There are numerous reasons why positing irrelevant single or bulk-harvested links on a website is a form of Google Roulette.

Further down the Webmaster Guidelines page, for example, it says “In particular, avoid links to web spammers or ‘bad neighborhoods’ on the web, as your own ranking may be affected adversely by those links.”

How does that relate to relevancy?  Simple. Unless you’re a web spammer living in a bad neighborhood yourself, how could a link to or from a web spammer possibly be relevant to what you’re offering?

Going to Google’s How can I create a Google-friendly site? page for a final example, we read “Make sure that other sites link to yours (but) … keep in mind that our algorithms can distinguish natural links from unnatural links. Natural links to your site develop as part of the dynamic nature of the web when other sites find your content valuable … ”

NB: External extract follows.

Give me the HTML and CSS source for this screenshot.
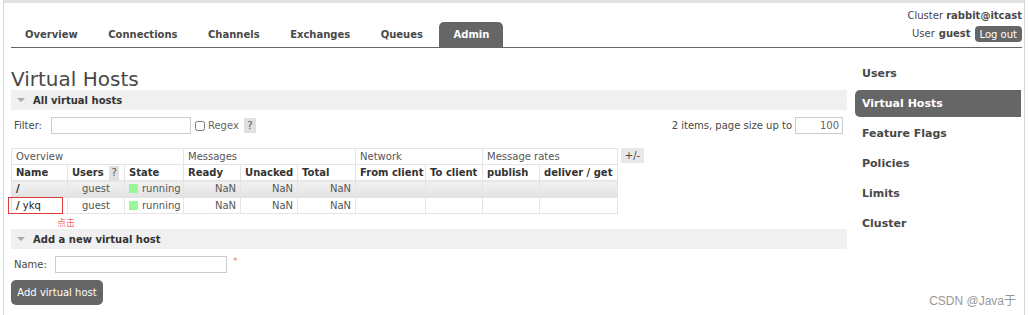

As with expert, there are many definitions of “valuable,” but irrelevant isn’t one of them.

So there you really do have it.  The truth about search engines and linking as told by the four major engines themselves.

Bottomline is, they all want to see solid, relevant, informative natural links that were acquired one at a time and added to a web page with at least a minimal amount of human interaction and intelligence.

And none of them look kindly on bogus links automatically harvested at random or purchased in bulk from a link farm.

It can also be fairly said that none of the major search engines particularly appreciate crawling over sites with no links at all.

Despite what many outside “experts” may claim, the engineers, mathematicians and philosophers inside the search-engine world are as well aware as we are that links are what make the “dynamic web” dynamic and that a web without links would dry up and die as surely as a world without water.